What Bears Are Betting On
Bears point to overleveraged perpetual positions, shrinking DeFi total value locked, and a noticeable drop in active developer activity on certain chains. They also highlight that many tokens launched during the last bull cycle have failed to deliver utility, leaving them vulnerable to sentiment-driven selloffs.
How to Prepare for a Potential Crash
Whether or not a major downturn materializes, prudent investors treat risk management as a non-negotiable discipline. Here are battle-tested strategies that can help you survive — and even thrive — through turbulent markets.
- Dollar-cost average into quality assets rather than going all-in at once.
- Maintain a cash reserve in stablecoins to deploy during opportunistic dips.
- Diversify across uncorrelated assets, including traditional hedges like bonds or commodities.

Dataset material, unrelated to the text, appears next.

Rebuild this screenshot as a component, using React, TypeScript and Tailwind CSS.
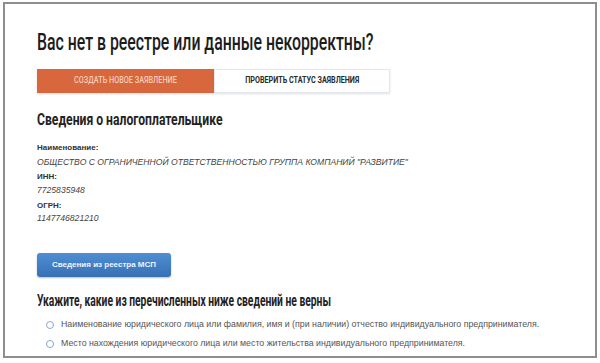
import React from "react";

const roboto = { fontFamily: "Roboto, 'Liberation Sans', sans-serif" } as React.CSSProperties;

export default function App() {
  return (
    <div className="w-[600px] h-[363px] bg-white pt-[2px] pl-[3px]" style={{ fontFamily: "'Liberation Sans', Arial, sans-serif" }}>
      <div className="w-[594px] h-[356px] border-2 border-[#8e8e8e] bg-white pl-[32px] flex flex-col">
        <h1 className="mt-[24px] h-[28px] text-[24px] leading-[28px] text-[#1c1c1c] font-medium" style={roboto}>
          <span className="inline-block whitespace-nowrap origin-left scale-x-[0.66]">Вас нет в реестре или данные некорректны?</span>
        </h1>
        <div className="mt-[13px] flex h-[24px] w-[353px] shadow-[0_1px_2px_rgba(0,0,0,0.12)]">
          <div className="w-[177px] bg-[#d8673e] flex items-center justify-center text-[9px] font-medium text-[#f6cdb9] uppercase" style={roboto}>
            <span className="inline-block whitespace-nowrap scale-x-[0.81]">Создать новое заявление</span>
          </div>
          <div className="flex-1 bg-white border border-[#e3e8ef] flex items-center justify-center text-[9px] font-bold text-[#2a2a2a] uppercase" style={roboto}>
            <span className="inline-block whitespace-nowrap scale-x-[0.8]">Проверить статус заявления</span>
          </div>
        </div>
        <h2 className="mt-[17px] h-[20px] text-[16px] leading-[20px] text-[#222] font-bold" style={roboto}>
          <span className="inline-block whitespace-nowrap origin-left scale-x-[0.76]">Сведения о налогоплательщике</span>
        </h2>
        <div className="mt-[12px] text-[8px] leading-[12px] font-bold text-[#333]">Наименование:</div>
        <div className="mt-[2px] text-[8.6px] leading-[12px] italic text-[#444]">
          ОБЩЕСТВО С ОГРАНИЧЕННОЙ ОТВЕТСТВЕННОСТЬЮ ГРУППА КОМПАНИЙ "РАЗВИТИЕ"
        </div>
        <div className="mt-[3px] text-[8px] leading-[12px] font-bold text-[#333]">ИНН:</div>
        <div className="mt-[1px] text-[8.6px] leading-[12px] italic text-[#444]">7725835948</div>
        <div className="mt-[4px] text-[8px] leading-[12px] font-bold text-[#333]">ОГРН:</div>
        <div className="mt-[0px] text-[8.6px] leading-[12px] italic text-[#444]">1147746821210</div>
        <div className="mt-[26px]">
          <button className="w-[134px] h-[24px] rounded-[3px] bg-gradient-to-b from-[#4f8ed4] to-[#3870b4] text-[#eef4fb] text-[8px] font-bold shadow-[0_1px_2px_rgba(0,0,0,0.25)]">
            Сведения из реестра МСП
          </button>
        </div>
        <h2 className="mt-[14px] h-[20px] text-[16px] leading-[20px] text-[#222] font-bold" style={roboto}>
          <span className="inline-block whitespace-nowrap origin-left scale-x-[0.643]">Укажите, какие из перечисленных ниже сведений не верны</span>
        </h2>
        <div className="mt-[8px] flex flex-col gap-[7px] pl-[9px]">
          <label className="flex items-center gap-[7px] h-[12px]">
            <span className="w-[8px] h-[8px] rounded-full border border-[#8aa8cc]" />
            <span className="text-[8.8px] text-[#555] whitespace-nowrap">
              Наименование юридического лица или фамилия, имя и (при наличии) отчество индивидуального предпринимателя.
            </span>
          </label>
          <label className="flex items-center gap-[7px] h-[12px]">
            <span className="w-[8px] h-[8px] rounded-full border border-[#8aa8cc]" />
            <span className="text-[8.8px] text-[#555] whitespace-nowrap">
              Место нахождения юридического лица или место жительства индивидуального предпринимателя.
            </span>
          </label>
        </div>
      </div>
    </div>
  );
}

- Use stop-loss orders selectively and avoid overleveraging futures positions.
- Stay informed through reputable research, not just social media hype.
Most importantly, invest only what you can afford to lose. Crypto's volatility is a feature, not a bug — but it cuts both ways, and emotional decision-making has ended more portfolios than any single crash ever could.
Key Takeaways
So, will crypto crash? The honest answer is that another major drawdown is not a matter of if but when — markets rarely move in straight lines forever. However, crashes are also part of the cycle that creates generational buying opportunities. By understanding warning signs, respecting historical patterns, and practicing disciplined risk management, investors can navigate the storm instead of being swept away by it.